College was part of the plan for her at the outset. She also graduated from high school at 17 and attended college at the University of Montana and then the University of Texas. World War II came along, and she abandoned college to work as a messenger at Fort Sam Houston. This was her version of ‘Rosie the Riveter,’ who personified the women who held down the vital jobs at home as the men went off to war. She worked her way up in the system and became a salary and wage analyst. She worked in Hawaii for a while and then went to Washington, D.C.
She met and married Robert Rosberg in the ’50s. Bob was with Hough and Co., which was later absorbed by International Harvester. After a start in Illinois, they moved to San Antonio, where her family lived. Bob was sales representative for Texas, Louisiana, Oklahoma and New Mexico and traveled in his job. Phyllis was a homemaker, caring for their two daughters and volunteering in the community and church.
As her nest was emptying, Phyllis wanted more in her life. On one annual visit to Illinois, where Bob’s family lived, she read an article in the Chicago Tribune about Madame Wellington “scaring hell out of the diamond business.” Madame Wellington was selling fake diamonds set in 14kt gold.

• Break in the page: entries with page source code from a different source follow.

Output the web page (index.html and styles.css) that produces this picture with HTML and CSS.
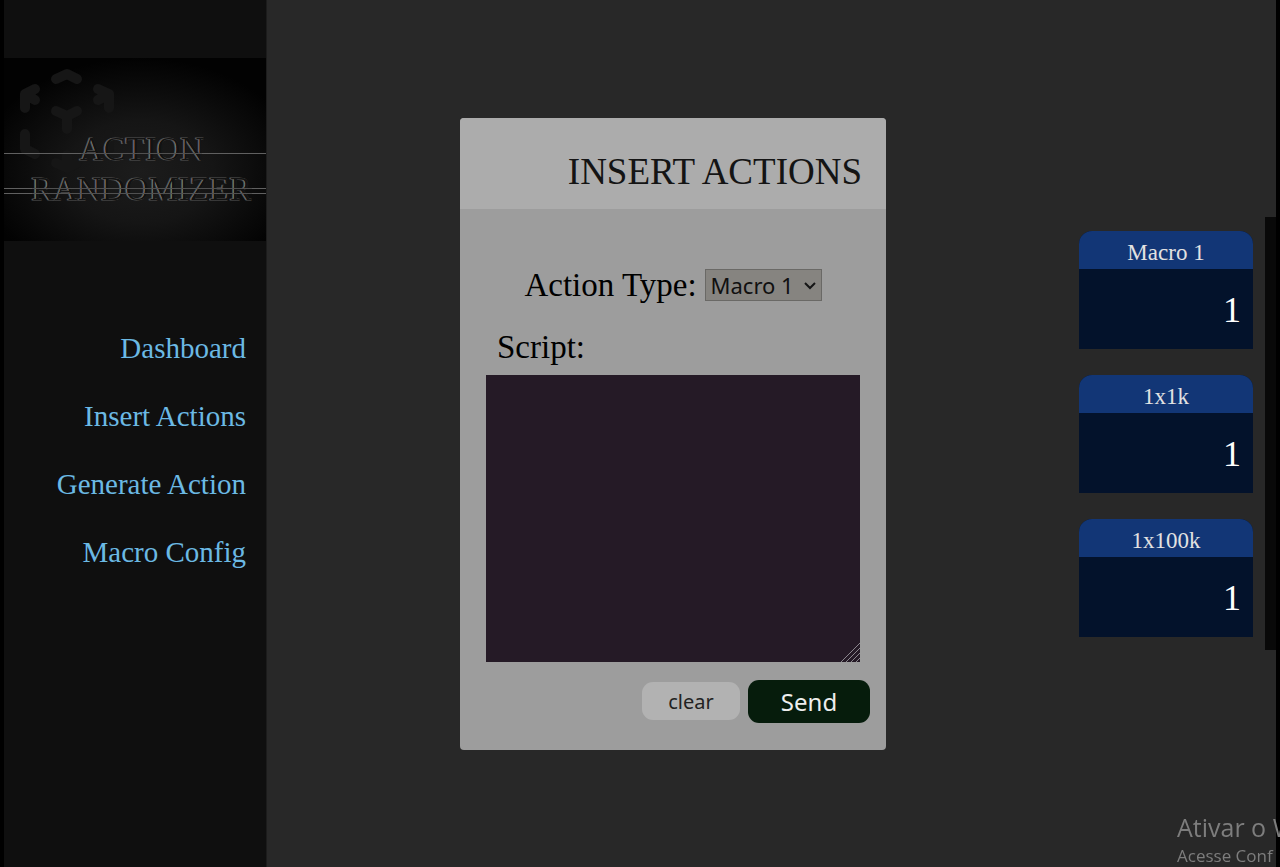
FILE: index.html
```html
<!DOCTYPE html>
<html lang="en">
<head>
<meta charset="utf-8">
<title>Action Randomizer</title>
<meta name="viewport" content="width=device-width, initial-scale=1">
<link rel="stylesheet" href="styles.css">
</head>
<body>
<div class="app">
  <aside class="sidebar">
    <svg class="logo" viewBox="0 0 262 183" role="img" aria-label="Action Randomizer">
      <defs>
        <radialGradient id="glow" cx="0.52" cy="0.62" r="0.62">
          <stop offset="0" stop-color="#1c1c1c"/>
          <stop offset="0.45" stop-color="#151515"/>
          <stop offset="1" stop-color="#020202"/>
        </radialGradient>
      </defs>
      <rect width="262" height="183" fill="url(#glow)"/>
      <g class="logo-hex">
        <path d="M52 21 L63 16 L73 21"/>
        <path d="M21 50 V36 L31 31 M21 36 L31 42"/>
        <path d="M105 50 V36 L94 31 M105 36 L94 42"/>
        <path d="M52 53 L63 58 L73 53 M63 58 V71"/>
        <path d="M21 76 V91 L31 96"/>
        <path d="M105 76 V91 L94 96"/>
        <path d="M52 105 L63 110 L73 105 M63 110 V97"/>
      </g>
      <path class="logo-rule" d="M0 95.500 H77 M198 95.500 H262 M0 130.500 H28 M248 130.500 H262 M0 135.500 H28 M248 135.500 H262"/>
      <g class="logo-text">
        <text class="lit" x="75" y="102">ACTION</text>
        <text class="face" x="76" y="102">ACTION</text>
        <text class="lit" x="27" y="142">RANDOMIZER</text>
        <text class="face" x="28" y="142">RANDOMIZER</text>
      </g>
      <path class="logo-rule faint" d="M77 95.500 H198 M28 130.500 H248 M28 135.500 H248"/>
    </svg>
    <nav class="menu">
      <a href="#dashboard">Dashboard</a>
      <a href="#insert">Insert Actions</a>
      <a href="#generate">Generate Action</a>
      <a href="#macro">Macro Config</a>
    </nav>
  </aside>

  <main class="content">
    <form class="panel">
      <h1 class="panel-title">INSERT ACTIONS</h1>
      <div class="panel-body">
        <div class="type-row">
          <label for="type">Action Type:</label>
          <span class="select-wrap">
            <select id="type"><option>Macro 1</option><option>1x1k</option><option>1x100k</option></select>
            <svg class="chevron" viewBox="0 0 12 8"><path d="M1 1 L6 6 L11 1"/></svg>
          </span>
        </div>
        <label class="script-label" for="script">Script:</label>
        <div class="script-wrap">
          <textarea id="script"></textarea>
          <svg class="grip" viewBox="0 0 20 20"><path d="M1 20 L20 1 M6 20 L20 6 M11 20 L20 11 M16 20 L20 16"/></svg>
        </div>
      </div>
      <div class="buttons">
        <button class="clear" type="reset">clear</button>
        <button class="send" type="submit">Send</button>
      </div>
    </form>
  </main>

  <section class="counters">
    <article class="counter"><h2>Macro 1</h2><p>1</p></article>
    <article class="counter"><h2>1x1k</h2><p>1</p></article>
    <article class="counter"><h2>1x100k</h2><p>1</p></article>
  </section>
</div>
<div class="activation">
  <p class="activation-title">Ativar o W</p>
  <p class="activation-note">Acesse Conf</p>
</div>
</body>
</html>
```

FILE: styles.css
```css
* {
  box-sizing: border-box;
}

body {
  margin: 0;
  padding: 0 4px;
  background: #000;
  font-family: "Liberation Serif", "Times New Roman", serif;
  overflow: hidden;
}

h1, h2, p {
  margin: 0;
  font-weight: normal;
}

.app {
  display: flex;
  align-items: center;
  min-height: 100vh;
  background: #282828;
}

.sidebar {
  align-self: stretch;
  width: 263px;
  flex: none;
  padding-top: 58px;
  background: #0f0f0f;
  border-right: 1px solid #1c1c1c;
}

.logo {
  display: block;
  width: 100%;
}

.logo-hex path {
  fill: none;
  stroke: #161616;
  stroke-width: 10;
  stroke-linecap: round;
  stroke-linejoin: round;
}

.logo-rule {
  fill: none;
  stroke: #606060;
  stroke-width: 1;
}

.logo-rule.faint {
  stroke: #505050;
}

.logo-text {
  font-size: 33px;
}

.lit {
  fill: #b0b0b0;
  stroke: #555;
  stroke-width: 1;
}

.face {
  fill: #121212;
}

.menu {
  display: flex;
  flex-direction: column;
  align-items: flex-end;
  gap: 34px;
  padding: 90px 20px 0 0;
}

.menu a {
  color: #6bb9e4;
  font-size: 29px;
  line-height: 34px;
  text-decoration: none;
}

.content {
  flex: 1;
  display: flex;
  justify-content: center;
}

.panel {
  width: 426px;
  border-radius: 4px;
  background: #9d9d9d;
  overflow: hidden;
}

.panel-title {
  padding: 33px 24px 16px;
  background: #acacac;
  color: #141414;
  font-size: 37px;
  line-height: 42px;
  text-align: right;
}

.panel-body {
  padding: 56px 26px 0;
  font-size: 33px;
  line-height: 40px;
  color: #000;
}

.type-row {
  display: flex;
  align-items: center;
  justify-content: center;
  gap: 8px;
}

.select-wrap {
  position: relative;
  display: flex;
}

select {
  appearance: none;
  width: 117px;
  height: 32px;
  padding: 0 5px;
  border: 1px solid #6a6966;
  border-radius: 0;
  background: #868480;
  color: #101010;
  font-family: "Noto Sans", sans-serif;
  font-size: 22px;
  line-height: 30px;
}

.chevron {
  position: absolute;
  right: 6px;
  top: 13px;
  width: 12px;
  height: 8px;
  pointer-events: none;
}

.chevron path {
  fill: none;
  stroke: #151515;
  stroke-width: 2;
}

.script-label {
  display: block;
  padding: 22px 11px 8px;
}

.script-wrap {
  position: relative;
}

textarea {
  display: block;
  width: 100%;
  height: 287px;
  padding: 8px;
  border: 0;
  background: #251a26;
  color: #fff;
  font-size: 22px;
  resize: none;
}

.grip {
  position: absolute;
  right: 0;
  bottom: 0;
  width: 20px;
  height: 20px;
}

.grip path {
  fill: none;
  stroke: #8b868d;
  stroke-width: 1;
}

.buttons {
  display: flex;
  justify-content: flex-end;
  align-items: center;
  gap: 8px;
  padding: 18px 16px 27px;
}

button {
  border: 0;
  border-radius: 11px;
  font-family: "Noto Sans", sans-serif;
}

.clear {
  width: 98px;
  height: 38px;
  background: #b2b2b2;
  color: #222;
  font-size: 20px;
}

.send {
  width: 122px;
  height: 43px;
  background: #061c0c;
  color: #eee;
  font-size: 24px;
}

.counters {
  display: flex;
  flex-direction: column;
  gap: 26px;
  padding: 14px 12px 13px 0;
  border-right: 11px solid #090909;
}

.counter {
  width: 174px;
  border-radius: 13px 13px 0 0;
  background: #03122b;
  overflow: hidden;
}

.counter h2 {
  padding: 9px 0 3px;
  background: #123676;
  color: #e2e2e2;
  font-size: 23px;
  line-height: 26px;
  text-align: center;
}

.counter p {
  padding: 21px 12px 19px;
  color: #fff;
  font-size: 36px;
  line-height: 40px;
  text-align: right;
}

.activation {
  position: fixed;
  right: 0;
  bottom: 0;
  width: 103px;
  overflow: hidden;
  white-space: nowrap;
  color: #7d7d7d;
  font-family: "Open Sans", "Noto Sans", sans-serif;
}

.activation-title {
  font-size: 25px;
  line-height: 36px;
}

.activation-note {
  font-size: 17px;
  line-height: 22px;
}
```
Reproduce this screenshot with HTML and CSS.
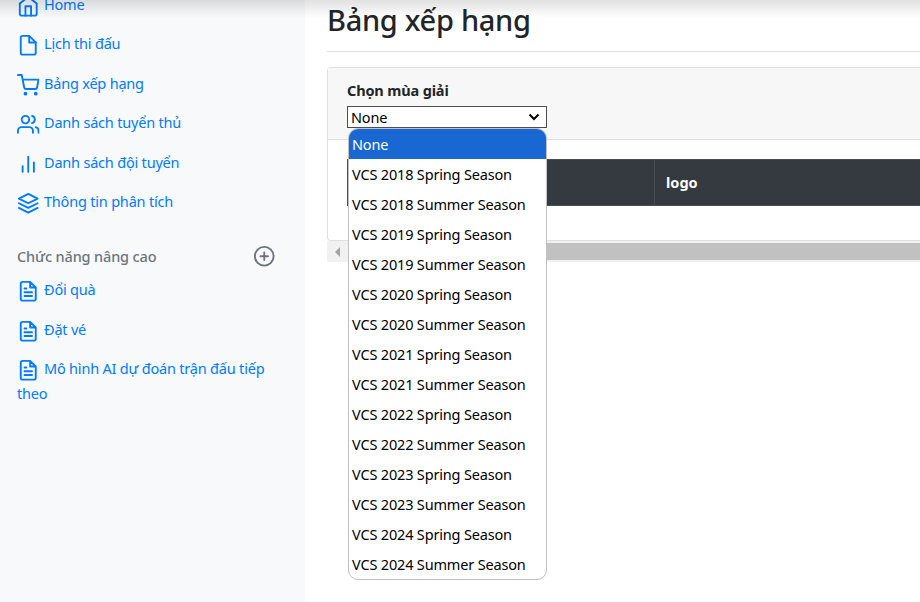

Phyllis was fascinated. She went to Madame Wellington’s business to see it firsthand. She decided she wanted to do something similar.
When she came home, she went to Hammond Company, figuring she could count on them to assist her in her business because her family knew them. They were resistant. She wanted a first-class salon approach in which the customers sit comfortably as the staff brings jewelry pieces to them. She wanted the stones to be set in 14kt and 18kt gold and platinum. People told her she was crazy to put fake diamonds in such settings.
The fake diamonds are actually beautiful cubic zirconium, man-made stones which approach diamonds in hardness but not in cost. In spite of discouragement from many people, Phyllis persevered. In 1971, she opened Diamontrigue. She had convinced Hammond Company to supply the settings.
Diamontrigue is a study in counterpoint. It’s an elegant salon with a family atmosphere. Most of the staff have been there for years. Martha Schmidt, the corporate secretary, has been there since the business opened. Jackie Blanchard is a sales representative and has been there for 25 years. Robyn Hines, Helen Carmichael and John Schermer range in years of service from four to 12. Keith Seidenberger, president of the corporation, buys the stones and takes care of quality control. He is trained by the Gemological Institute of America and very picky, with an 85-percent rejection rate. He insists on only the best. Andy Seidenberger is the new kid on the block.
Bob Rosberg left IH because of his health. He didn’t do the nesting that Bob Stauber did, and he was able to operate some small businesses. After Phyllis started Diamontrigue, he opened a second one. They had His and Hers Diamontrigue stores for a while. Bob died eight years ago, and Phyllis and her staff have carried on.
Phyllis told me, “What got us where we are now was the courage of our convictions.” At that point I realized that while this story started out to be about the so-called crossover effect, it became more of a story about how we women learn to trust our instincts. We have a hard time with that, especially women who married in the ’50s. Women had shown that they could take care of the home front during the war. Then, when the men came home, the propaganda in Ladies’ Home Journal and other sources aimed us at being full-time homemakers. The men needed their jobs back.
The social conditioning not to trust ourselves includes — and is not limited to:
“Be nice” injunctions,
“Sugar and spice and everything nice”— adult disapproval for girls being too sure of themselves,
Employers who belittle their female employees, and
Propaganda to save the jobs for the men who have families to support.
The time has come for women to put the sugar and spice on the shelves and follow trails blazed by Phyllis Rosberg and others.